Fey acknowledges that if he showed up at a company with a proprietary browser, and they have 20,000 apps — which would be possible in a Fortune 100 company — then they would have to test all those apps against that browser. But the fact that Island is based on the Chromium standard means that IT can trust the browser without having to put everything through a lengthy testing process. “The browser world standardized on Chromium. This idea couldn’t have come to fruition before that,” Fey said.

In spite of the value proposition and the standardized approach, Fey says it still takes some explaining to get executives to understand that by paying for a security-focused browser, they can actually save money in the long run. “You have to explain where the ROI [return on investment] comes from. What am I getting? Where’s it coming from? And the ROI has to be very understandable and very believable and large,” he said.

How large?
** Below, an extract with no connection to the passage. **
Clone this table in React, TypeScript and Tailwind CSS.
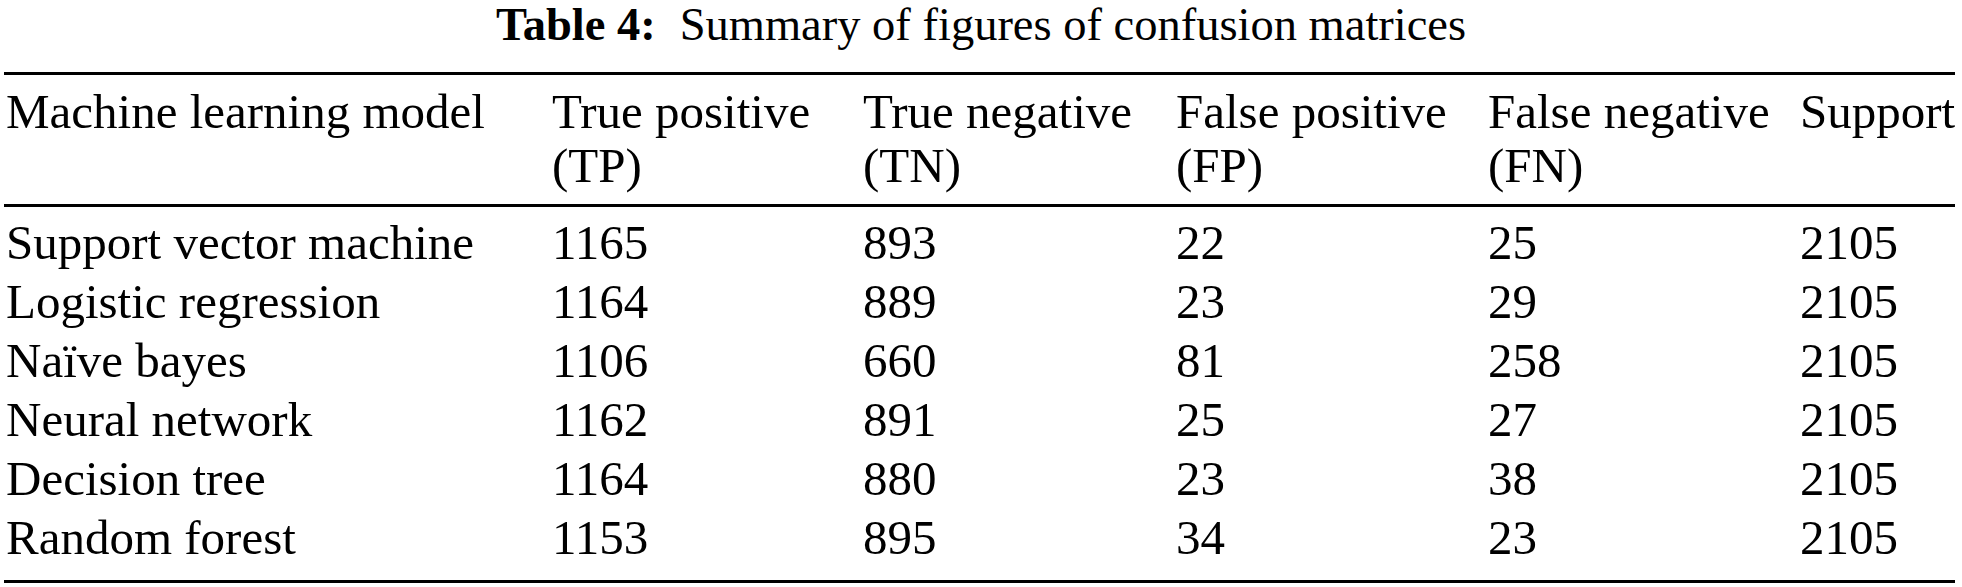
const headers = [
  ['Machine learning model'],
  ['True positive', '(TP)'],
  ['True negative', '(TN)'],
  ['False positive', '(FP)'],
  ['False negative', '(FN)'],
  ['Support'],
];

const rows = [
  ['Support vector machine', '1165', '893', '22', '25', '2105'],
  ['Logistic regression', '1164', '889', '23', '29', '2105'],
  ['Naïve bayes', '1106', '660', '81', '258', '2105'],
  ['Neural network', '1162', '891', '25', '27', '2105'],
  ['Decision tree', '1164', '880', '23', '38', '2105'],
  ['Random forest', '1153', '895', '34', '23', '2105'],
];

const cols = 'grid grid-cols-[546px_311px_313px_312px_312px_1fr]';

export default function App() {
  return (
    <div className="w-[1962px] h-[587px] bg-white text-black font-['Liberation_Serif'] overflow-hidden">
      <h1 className="pt-[2px] text-center text-[46.5px] leading-[46px] font-normal">
        <span className="font-bold">Table 4:</span>
        <span className="ml-[24px]">Summary of figures of confusion matrices</span>
      </h1>

      <div className="mt-[24px] mx-[4px] w-[1951px]">
        <div className="h-[3px] bg-black" />
        <div className={`${cols} pl-[2px] pt-[10px] pb-[11px] text-[49px] leading-[54px]`}>
          {headers.map((h, i) => (
            <div key={i} className="whitespace-nowrap">
              {h.map(line => (
                <div key={line}>{line}</div>
              ))}
            </div>
          ))}
        </div>
        <div className="h-[3px] bg-black" />

        <div className="pl-[2px] pt-[6px] pb-[13px] text-[49px] leading-[59px]">
          {rows.map(r => (
            <div key={r[0]} className={cols}>
              {r.map((c, i) => (
                <div key={i} className="whitespace-nowrap">{c}</div>
              ))}
            </div>
          ))}
        </div>
        <div className="h-[3px] bg-black" />
      </div>
    </div>
  );
}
Consider that he says one company saved $300 million a year shutting down racks in a data center because they didn’t require nearly the same level of resources anymore to run the same applications.

Browsers are interesting again

Fey says it’s not about replacing these tools, so much as the fact that taking advantage of a standardized browser just makes it so much easier to execute on things like web filtering or even virtual desktops. It sounds simple, but the company has 280 employees, of which 100 are engineers. He says a lot of engineering work went into making this happen.

While he wouldn’t discuss specific revenue numbers, the company has around 200 customers and has been growing steadily over the past couple of years. Leone referred to it as exponential growth.

Fey thinks that Island can be a substantial public company eventually. “We’re getting into decent ARR at this point, meaningful ARR, and our margins are good,” he said. “So you know what we think is we will make a strong IPO candidate someday, but not next year. Someday.”